My interests outside the classroom are at least as diverse as they are inside.  Throughout high school I ran a business selling collectible Nike and Jordan sneakers and have an irrationally large collection of my own shoes in my room. I am a huge sports fan (especially basketball and football), an avid tennis player, and am willing to take on anyone, any time, anywhere in ping-pong.  I'm a big fan of music, from Kendrick Lamar to Frank Sinatra.  I love good food of almost any variety - as my rule of thumb, the unhealthier, the better.  I have a passion for traveling and have been to 5 continents - maybe I can hit all 7 before the Robertson's done with me!  Above all, I love to spend quality time with all of my friends and family.
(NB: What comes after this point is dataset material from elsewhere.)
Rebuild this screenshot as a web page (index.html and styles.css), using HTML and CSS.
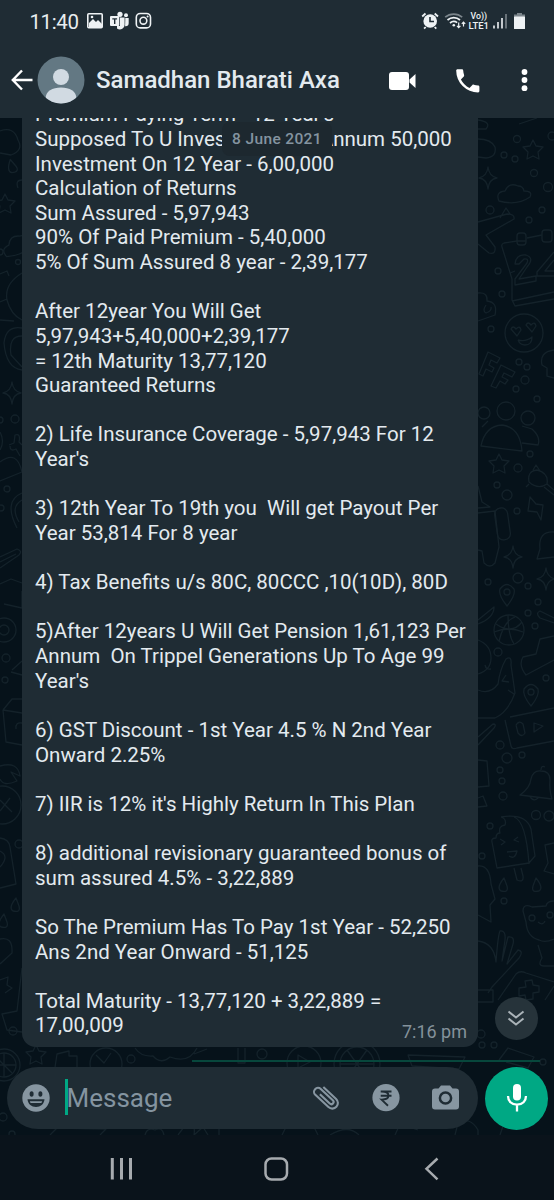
FILE: index.html
```html
<!DOCTYPE html>
<html lang="en">
<head>
<meta charset="utf-8">
<title>Samadhan Bharati Axa</title>
<link rel="stylesheet" href="styles.css">
</head>
<body>
<div class="phone">
  <header class="top">
    <div class="status">
      <span class="clock">11:40</span>
      <svg class="status-left" width="68" height="20" viewBox="86 10 68 20">
        <rect x="87.8" y="13.8" width="14.4" height="14" rx="1" fill="none" stroke="#eef2f4" stroke-width="1.6"/>
        <path d="M89 26v-3l4-4 3 3 2-2 4 4v3H89z" fill="#eef2f4"/><circle cx="92" cy="17" r="1.3" fill="#eef2f4"/>
        <g fill="#eef2f4"><circle cx="120" cy="14.3" r="2.6"/><circle cx="126" cy="15.3" r="2"/><path d="M120 17.5h4.6v6.5a4.8 4.8 0 0 1-7.6 4.5V26h3z"/><path d="M125.3 18h3.4v5a3.3 3.3 0 0 1-3.6 3.2z"/><rect x="110" y="16" width="9.3" height="10" rx="1"/></g>
        <path d="M112.3 18.9h4.8M114.7 18.9v5" stroke="#1f2c34" stroke-width="1.4"/>
        <rect x="136.3" y="13.5" width="14.2" height="14.4" rx="4" fill="none" stroke="#eef2f4" stroke-width="1.6"/>
        <circle cx="143.4" cy="20.7" r="3.4" fill="none" stroke="#eef2f4" stroke-width="1.6"/><circle cx="147.6" cy="16.4" r="1" fill="#eef2f4"/>
      </svg>
      <svg class="status-right" width="110" height="22" viewBox="418 9 110 22">
        <circle cx="430.2" cy="21" r="6.8" fill="#eef2f4"/>
        <path d="M422.2 16.5l3.3-3M438 16.5l-3.3-3M425.7 27l-1.6 1.7M434.7 27l1.6 1.7" stroke="#eef2f4" stroke-width="1.8"/>
        <path d="M430 17v4.5h4" stroke="#1f2c34" stroke-width="1.6" fill="none"/>
        <g fill="none" stroke-width="1.7"><path d="M445.2 17.2a13 13 0 0 1 17 0" stroke="#7b858b"/><path d="M447.5 20a9.5 9.5 0 0 1 12.5 0M450 23a6 6 0 0 1 7.2-.4" stroke="#eef2f4"/></g>
        <circle cx="453.8" cy="25.2" r="1.3" fill="#eef2f4"/>
        <path d="M458.7 22.5v5M457 25.8l1.7 1.8 1.7-1.8M463.5 26.6v-4.4M461.8 23.8l1.7-1.8 1.7 1.8" stroke="#eef2f4" stroke-width="1.2" fill="none"/>
        <text x="470.5" y="19.4" class="lte" textLength="16.5" lengthAdjust="spacingAndGlyphs">Vo))</text>
        <text x="468.5" y="28.6" class="lte" textLength="20.5" lengthAdjust="spacingAndGlyphs">LTE1</text>
        <path d="M494 28.5v-3M498 28.5v-6.5M502 28.5v-10.5" stroke="#eef2f4" stroke-width="1.6"/><path d="M506 28.5v-14.5" stroke="#7b858b" stroke-width="1.6"/>
        <rect x="517" y="13" width="5" height="2.5" fill="#7b858b"/><rect x="514" y="14.5" width="11" height="3" fill="#7b858b"/><rect x="514" y="16.5" width="11" height="12.6" rx=".6" fill="#eef2f4"/>
      </svg>
    </div>
    <div class="bar">
      <svg class="back" width="22" height="22" viewBox="0 0 22 22"><path d="M21.5 11H2.5M11 1.5L1.8 11l9.2 9.5" fill="none" stroke="#fff" stroke-width="2.4"/></svg>
      <svg class="avatar" width="48" height="48" viewBox="0 0 48 48"><defs><clipPath id="face"><circle cx="24" cy="24" r="23.5"/></clipPath></defs><circle cx="24" cy="24" r="23.5" fill="#637883"/><g clip-path="url(#face)" fill="#d1dae2"><circle cx="24" cy="21" r="8"/><path d="M8.5 43c0-8 7-11.5 15.500-11.500S39.500 35 39.500 43v5h-31z"/></g></svg>
      <h1 class="name">Samadhan Bharati Axa</h1>
      <svg class="actions" width="144" height="30" viewBox="386 65 144 30" fill="#fff">
        <rect x="389" y="72" width="20" height="18" rx="3"/><path d="M409.500 79.500l6-5.500v14l-6-5.500z"/>
        <path d="M457.500 69.300h4.300c.8 0 1.300.5 1.400 1.300.1 1.600.4 3.100.9 4.500.2.500 0 1-.3 1.400l-2.900 2.900a20 20 0 0 0 8.600 8.500l2.900-2.900c.4-.4.900-.5 1.400-.3 1.400.5 2.900.8 4.400.9.700 0 1.200.6 1.200 1.300v4.200c0 .8-.6 1.400-1.300 1.400A22 22 0 0 1 456.200 70.600c0-.7.6-1.300 1.300-1.300z"/>
        <circle cx="524.500" cy="72" r="2.900"/><circle cx="524.500" cy="80" r="2.900"/><circle cx="524.500" cy="88.200" r="2.900"/>
      </svg>
    </div>
  </header>

  <main class="chat">
    <svg class="wallpaper" width="554" height="1017" viewBox="0 118 554 1017">
      <defs>
        <path id="star" d="M0-10l3 6 7 1-5 5 1 7-6-3-6 3 1-7-5-5 7-1z"/>
        <path id="spark" d="M0-11q1 9 9 11q-8 1-9 11q-1-10-9-11q8-2 9-11z"/>
        <path id="cloud" d="M-15 8q-4-9 6-10q4-9 13-5q5 0 6 5q9 0 6 6q-13 9-31 4z"/>
        <path id="pin" d="M0 14q-9-11-7-17q7-9 14 0q2 6-7 17zM3 0a3 3 0 1 1-6 0a3 3 0 1 1 6 0"/>
        <path id="bell" d="M-16 8q10-7 11-16q2-9 10-8q9 0 9 9q-1 9 2 19zM-6 10q4 5 8 1M5-17q0-5 4-3"/>
        <path id="drop" d="M0-8q-8 10-3 13q8 2 6-5z"/>
        <g id="wheel"><circle r="16"/><circle r="12"/><path d="M0-12V12M-12 0H12M-8-8L8 8"/></g>
      </defs>
      <g class="doodles">
        <path d="M478 120q14 2 8 9h-8M519 124l18-6M478 139q13 0 17 8q2 10-9 11l-8-1"/>
        <circle cx="517" cy="139" r="3.500"/><circle cx="504" cy="155" r="3"/><circle cx="515" cy="159" r="3"/><circle cx="552" cy="136" r="4"/>
        <use href="#star" x="533" y="150"/><use href="#spark" x="488" y="178"/><circle cx="534" cy="173" r="3.500"/><circle cx="548" cy="187" r="4.500"/><use href="#cloud" x="514" y="193"/>
        <circle cx="490" cy="210" r="4"/><circle cx="542" cy="210" r="3"/><circle cx="529" cy="220" r="3"/>
        <path d="M478 222l29-8q8 0 7 5l-28 16l9 12q1 8-6 6l-11-9M500 218l6-10 4 6"/>
        <path d="M517 241l-13 2q-3 1-2 4l10 32v21l3 6 39-7M516 241h10M527 238l15-3M512 301l42-9M510 273l5-2"/><rect x="517" y="233" width="9" height="12" rx="3"/><rect x="542" y="230" width="10" height="12" rx="3"/>
        <path d="M515 264q1-10 11-9q9 3 1 12l-8 12 17-3v5l-21 4v-6l12-16q2-5-3-4l-5 5zM554 252l-17 20v4h17M554 260l-9 11h9"/>
        <circle cx="524" cy="333" r="19"/><path d="M517 336l-6-7q2-4 5 0q4-4 5 1zM532 332l-6-7q2-4 5 0q4-4 5 1zM518 340q8 2 14-3q0 8-7 8-5 0-7-5"/>
        <circle cx="498" cy="271" r="3"/><circle cx="502" cy="294" r="3"/><circle cx="491" cy="329" r="3"/><path d="M478 293q10-1 9 8q11 1 8 14l-17 6M486 305q-4 6 0 8q6-2 5-6"/>
        <path d="M488 352l12 6-3 5-6-3-2 5 5 3-2 4-6-3-3 7-4-2zM501 365l14 7-3 5-8-4-2 4 6 3-3 4-5-3-4 7-5-2z"/>
        <path d="M554 350q-15 2-12 15l5 3v8l7 2"/><circle cx="519" cy="362" r="3"/><circle cx="527" cy="367" r="3"/><circle cx="525" cy="380" r="4"/><circle cx="516" cy="389" r="3"/><circle cx="537" cy="399" r="3"/>
        <circle cx="484" cy="413" r="6"/><circle cx="506" cy="411" r="9"/><circle cx="528" cy="418" r="7"/><path d="M481 446q4-20 21-21 18 2 20 26zM522 426l10 3q9 8 6 16l-16-2M482 427l6-6"/>
        <use href="#star" x="499" y="464"/><circle cx="518" cy="468" r="4"/><circle cx="530" cy="454" r="3"/><circle cx="497" cy="485" r="3"/><circle cx="507" cy="495" r="5"/><circle cx="517" cy="511" r="3"/>
        <path d="M547 484q-9 6-18-2-2-11 8-12 12 3 10 14l7 6M544 487l10 8M533 470l3-5 4 6M529 484l-3 3M530 497l-2 14 9 1 4 8 2-15-7-1z"/>
        <rect x="496" y="508" width="13" height="32" rx="6" transform="rotate(-8 502 524)"/><path d="M478 513l17-2 4 36-4 16q-5 6-11 0l-2-12-4-1M478 486l4 16 8 5-12 1M554 532q-16-1-14 17l-3 10 17-2"/>
        <use href="#spark" x="513" y="557"/><use href="#spark" x="546" y="579"/><use href="#pin" x="507" y="592"/><circle cx="518" cy="578" r="5"/><circle cx="488" cy="582" r="3"/><circle cx="528" cy="586" r="3"/><circle cx="538" cy="602" r="3"/><circle cx="528" cy="613" r="3"/><circle cx="535" cy="626" r="3"/>
        <circle cx="509" cy="630" r="15"/><path d="M496 624q16 11 26-2M499 641q5-20 16-24M508 615q0 20 6 29M494 632q15-6 29 0M478 620l16-13q0 11-16 17M554 618l-14-7q-5 2 0 7l14 5"/>
        <path d="M478 640q13 5 13 18 0 12-13 16M478 690q12 5 20-6 2-15 8-25 6-4 5 6l4 28q-7 19-20 25h-17M554 660l-28 15q-8-10-3-18l13-3 4-15 14-3M485 665q1 5 6 4M506 675l-4 6 7 1M508 690l6 4"/>
        <circle cx="498" cy="652" r="4"/><circle cx="546" cy="678" r="3"/><use href="#pin" x="531" y="692"/><path d="M510 717l44-9M505 720l6 26q1 4 6 2l37-7M516 725l2 8q4 5 7 0l-2-9q-4-4-7 1M534 723v9l9-6z"/>
        <path d="M478 737l15-13q4 0 1 4l-16 17M478 760l9 1 2 25-11 1M478 798l5-2 4 10-9 1"/><circle cx="500" cy="745" r="4"/><circle cx="507" cy="758" r="5"/><circle cx="522" cy="755" r="3"/><circle cx="500" cy="770" r="3"/><circle cx="502" cy="781" r="3"/><circle cx="503" cy="796" r="4"/>
        <use href="#bell" x="536" y="787"/><circle cx="536" cy="815" r="4.500"/><circle cx="549" cy="816" r="5"/>
        <path d="M501 817q25-4 30 12l4 27-6 7-32 5-5-26q-1-4 4-4 0-5 4-5-2-7 5-8 2-6-4-8M514 817q12 4 15 47M514 868l3 12q7 3 6-4l-2-8M500 839l5 3-4 3M518 837l-4 3 5 2M507 852l10-1q-2 9-8 5"/>
        <circle cx="490" cy="826" r="3"/><circle cx="482" cy="856" r="3"/><use href="#drop" x="504" y="886"/><use href="#drop" x="536" y="886" transform="matrix(-1 0 0 1 1072 0)"/><circle cx="504" cy="901" r="3"/>
        <path d="M478 866q12-1 13 18l4 15-5 6 1 17-13-7M554 901q-7 0-8 5l-14 1q-9-4-9 4l3 11q1 15 13 18 6 3 15-1M538 945l4 13q-5 8 2 8h10"/><circle cx="532" cy="918" r="3"/><circle cx="550" cy="915" r="3"/><path d="M538 922q5 4 7-1M554 843l-9 2 3 18-4 8 10 3"/>
        <path d="M478 941q16 2 18 21 2-27 4-31 6-1 5 9l-3 21 6-24q7-1 5 7l-6 20 11-14q6 1 1 8l-27 29-4 6M478 990h15v12h-15M498 1000l18-26q4-4 10-1l28 9M519 988l7-1-1-6 7-1 1 5 6 1v6l-6 1v6l-7 1-1-5-6 1z"/>
        <circle cx="481" cy="1034" r="4"/><circle cx="494" cy="1045" r="3"/><circle cx="482" cy="1045" r="3"/><path d="M499 1060l9-12 26 9-6 11-22-6M545 1000l9-14"/><circle cx="543" cy="1062" r="3"/>

        <path d="M0 131q14-5 18 9 6 10-7 15l-11-2M22 180q-7 0-4 8"/><use href="#drop" x="13" y="167" transform="rotate(-20 13 167)"/><use href="#star" x="5" y="204"/><use href="#cloud" x="18" y="244" transform="rotate(-20 18 244)"/><circle cx="18" cy="262" r="2.500"/><circle cx="0" cy="252" r="3"/>
        <path d="M0 274l7-3 2 5M22 273q-18 11-15 27 4 15 15 20M0 302l7-3M0 320l14 1M22 328q-16-3-18 15 2 25 18 27M22 336q-14 0-11 19l11 12"/><use href="#spark" x="12" y="393"/><circle cx="15" cy="419" r="4"/><circle cx="0" cy="420" r="3"/><path d="M9 445l5-2 1-8q6-2 4 7l3 3M10 446q0 6 6 3l4 7M0 432q5 9 0 18M0 462q17-13 22 10l-22 9M22 493q-19 8-5 35M22 500q-12 7-3 22"/><circle cx="7" cy="489" r="3"/><circle cx="1" cy="508" r="3"/>
        <path d="M0 557l17-8q6 2 2 6l-19 13M0 562l16-8M0 584l11-5 11 4M22 591v17l-18-4"/><circle cx="4" cy="630" r="5"/><circle cx="4" cy="630" r="12"/><circle cx="6" cy="658" r="4"/><circle cx="5" cy="680" r="3"/><path d="M12 670l10-9M11 672l11 3M3 710l9-11h10M3 710l3 32 16 3M3 710l19 3M16 729q-1-7 6-6"/>
        <path d="M0 766q18-5 20 10l-9-4 6 9q-14 6-17-2"/><circle cx="2" cy="805" r="19"/><path d="M0 800l12 12M10 798L0 811M0 838q9 1 10 9l6 37-16 4M0 851q10 5 0 16"/><circle cx="19" cy="844" r="4"/><use href="#drop" x="16" y="906"/><use href="#drop" x="4" y="922"/><path d="M0 939q13-3 12 14l-12 11M22 968l-5 43-15 3 5 16 15 2M0 980l8-3-1 8 5 3-7 5"/><circle cx="13" cy="1031" r="4"/>
        <use href="#wheel" x="4" y="1065"/><use href="#star" x="36" y="1055"/><path d="M54 1074l3-20 12-3v5h8v18M135 1048q6 9 18 8 8 9 17 1 19 7 27-9M194 1054l13-5"/><circle cx="106" cy="1064" r="16"/><path d="M96 1055l8 8 7-10"/><circle cx="131" cy="1059" r="4"/><path d="M238 1048v15h7v-15"/><circle cx="262" cy="1054" r="5"/><circle cx="304" cy="1063" r="17"/><path d="M298 1055v13l12-6z"/><circle cx="357" cy="1064" r="23"/><circle cx="357" cy="1064" r="17"/><path d="M340 1064h34M347 1050l20 28M367 1050l-20 28M408 1055l57 2-6 12-47-3z"/>
        <circle cx="3" cy="1117" r="4"/><circle cx="12" cy="1134" r="3"/><path d="M50 1135l7-7 49 1-6 6M145 1135q2-8 10-5 7-4 9 5M178 1135l9-12q9-1 7 12l9-8 5 8M219 1135v-10M282 1135l4-8h28l4 8M330 1135q18-11 29 0M395 1135l5-11 18 6M455 1135l3-12q12-7 20 7v5M500 1135l4-12"/>
      </g>
    </svg>

    <div class="date">8 June 2021</div>

    <article class="bubble">
      <p class="text">Premium Paying Term - 12 Year's
Supposed To U Investment Per Annum 50,000
Investment On 12 Year - 6,00,000
Calculation of Returns
Sum Assured - 5,97,943
90% Of Paid Premium - 5,40,000
5% Of Sum Assured 8 year - 2,39,177

After 12year You Will Get
5,97,943+5,40,000+2,39,177
= 12th Maturity 13,77,120
Guaranteed Returns

2) Life Insurance Coverage - 5,97,943 For 12
Year's

3) 12th Year To 19th you  Will get Payout Per
Year 53,814 For 8 year

4) Tax Benefits u/s 80C, 80CCC ,10(10D), 80D

5)After 12years U Will Get Pension 1,61,123 Per
Annum  On Trippel Generations Up To Age 99
Year's

6) GST Discount - 1st Year 4.5 % N 2nd Year
Onward 2.25%

7) IIR is 12% it's Highly Return In This Plan

8) additional revisionary guaranteed bonus of
sum assured 4.5% - 3,22,889

So The Premium Has To Pay 1st Year - 52,250
Ans 2nd Year Onward - 51,125

Total Maturity - 13,77,120 + 3,22,889 =
17,00,009</p>
      <time class="time">7:16 pm</time>
    </article>

    <div class="jump"><svg width="20" height="20" viewBox="0 0 20 20"><path d="M2.500 3.500l7.500 6 7.500-6M2.500 10.500l7.500 6 7.500-6" fill="none" stroke="#aab3b8" stroke-width="2"/></svg></div>

    <div class="progress"></div>
    <footer class="composer">
      <div class="field">
        <svg class="smile" width="28" height="28" viewBox="0 0 28 28"><circle cx="14" cy="14" r="13.700" fill="#8796a1"/><g fill="#1f2c34"><ellipse cx="9.600" cy="10" rx="2" ry="2.800"/><ellipse cx="18.400" cy="10" rx="2" ry="2.800"/><path d="M5.500 15.300h17c-.5 5-4 7.700-8.500 7.700s-8-2.700-8.500-7.700z"/></g><path d="M7.800 17.200h12.400l-.8 1.800H8.600z" fill="#8796a1"/></svg>
        <span class="caret"></span>
        <span class="placeholder">Message</span>
        <svg class="tools" width="150" height="32" viewBox="310 1082 150 32">
          <path transform="translate(326.300 1097.700) rotate(-47)" d="M5.800-9.500V8a5.600 5.600 0 0 1-11.200 0V-10a4 4 0 0 1 8 0V6.500a2.200 2.200 0 0 1-4.500 0V-7" fill="none" stroke="#8796a1" stroke-width="2.100"/>
          <circle cx="386" cy="1097.700" r="13.600" fill="#8796a1"/><path d="M380.700 1091.500h10.800M380.700 1095.700h10.800M381.500 1091.500q7 0 7 4.100t-7 4l6.500 6.200" fill="none" stroke="#1f2c34" stroke-width="1.900"/>
          <path d="M435 1088.500h3.500l2.500-3h9l2.500 3h3.500q3 0 3 3v15q0 3-3 3h-21q-3 0-3-3v-15q0-3 3-3z" fill="#8796a1"/><circle cx="445.500" cy="1098" r="5.600" fill="none" stroke="#1f2c34" stroke-width="2.500"/>
        </svg>
      </div>
      <div class="mic"><svg width="22" height="30" viewBox="0 0 22 30"><rect x="7" y="1" width="8" height="16.500" rx="4" fill="#fff"/><path d="M2 13c0 5 3.500 8.700 9 8.700s9-3.700 9-8.700M11 21.500V28.500" fill="none" stroke="#fff" stroke-width="2.300"/></svg></div>
    </footer>
  </main>

  <nav class="nav">
    <svg width="554" height="65" viewBox="0 1135 554 65" fill="none" stroke="#a7abaf" stroke-width="2.500"><path d="M112.300 1158v21.500M121.500 1158v21.500M130.500 1158v21.500" stroke-width="3"/><rect x="265.500" y="1158.500" width="21.500" height="21" rx="6"/><path d="M437.500 1158.500l-11 10.300 11 10.500"/></svg>
  </nav>
</div>
</body>
</html>
```
FILE: styles.css
```css
* { box-sizing: border-box; }
body { margin: 0; background: #0a131b; font-family: Roboto, "Liberation Sans", sans-serif; }
svg { display: block; flex: none; }
.phone { width: 554px; height: 1200px; display: flex; flex-direction: column; overflow: hidden; }
.top { height: 118px; flex: none; background: #1f2c34; }
.status { height: 42px; padding: 0 26px 0 29.500px; display: flex; align-items: center; }
.clock { width: 56.500px; font-size: 20.500px; line-height: 42px; color: #e9edef; letter-spacing: -.4px; padding-top: 2px; }
.status-left { margin-top: -2px; }
.status-right { margin-left: auto; margin-top: -2px; }
.lte { font: 500 9.500px Roboto, sans-serif; fill: #eef2f4; }
.bar { height: 76px; padding: 0 24px 0 11px; display: flex; align-items: center; }
.avatar { margin-left: 4px; }
.name { margin: 0 0 0 11px; flex: 1; font-size: 24px; font-weight: 500; color: #e3eaef; white-space: nowrap; }
.chat { position: relative; height: 1017px; flex: none; display: flex; flex-direction: column; justify-content: flex-end; overflow: hidden; background: #06121a; }
.wallpaper { position: absolute; left: 0; top: 0; }
.doodles { fill: none; stroke: #14222a; stroke-width: 1.300; stroke-linejoin: round; }
.date { position: absolute; z-index: 2; left: 222px; top: 4px; width: 110px; height: 34px; border-radius: 8px; background: #1d282f; color: #8494a0; font-size: 15.500px; font-weight: 500; line-height: 34px; text-align: center; letter-spacing: .35px; }
.bubble { position: relative; flex: none; width: 456px; margin-left: 22px; padding: 9px 0 9px 13px; border-radius: 14px; background: #1f2c34; }
.text { margin: 0; white-space: pre; font-size: 20.500px; line-height: 24.620px; color: #e3eaef; }
.time { position: absolute; right: 11px; bottom: 4px; font-size: 18px; line-height: 22px; color: #84929b; }
.jump { position: absolute; left: 494.500px; top: 878.500px; width: 43px; height: 43px; border-radius: 50%; background: #26333a; display: flex; align-items: center; justify-content: center; }
.progress { position: relative; flex: none; height: 1.500px; margin: 13px 14px 0.500px 192px; background: #07473c; }
.composer { position: relative; height: 73px; flex: none; padding: 5px 6px 6px 7px; display: flex; justify-content: space-between; align-items: center; }
.field { width: 471px; height: 62px; border-radius: 31px; background: #1f2c34; padding: 0 18px 0 15px; display: flex; align-items: center; }
.caret { width: 2.500px; height: 36px; margin: 0 0 3px 15px; background: #00a884; }
.placeholder { flex: 1; margin-left: -1px; font-size: 26px; line-height: 36px; color: #8494a0; }
.mic { width: 63px; height: 63px; border-radius: 50%; background: #00a884; display: flex; align-items: center; justify-content: center; }
.nav { height: 65px; flex: none; background: #0a131b; }
```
What drew you to the Robertson Program? As with any student currently in or seriously considering the Robertson Scholars Program, I had several great college options to choose from.  At first, it seemed coming to a final decision would be impossible.  At the end of the day, the reason I felt confident choosing the Robertson was because it provides a fundamentally different experience than any other college or scholarship program out there.  Other scholarship programs operate completely differently - they give students a financial incentive and metaphorically cordon them off in their own corner of the university to study in a special program.  However, rather than isolating its students with the sole end goal of filling its students' heads with the most knowledge, the Robertson is fully integrated in its communities: UNC and Duke, the Triangle, and the world.   The Robertson focuses on giving each scholar every opportunity two stellar universities have to offer along with a multitude of program benefits and puts them at the forefront of the aforementioned communities.  It counts on every student to become a true leader while still in college while providing the opportunities for every student to pursue literally any academic or professional interest he or she may have.  Long story short, the Robertson provides me every opportunity to become the best in my field of interest and will mold me into a highly effective leader during my four years.  Plus, I get to be a Tar Heel AND a Blue Devil - what else could I ask for?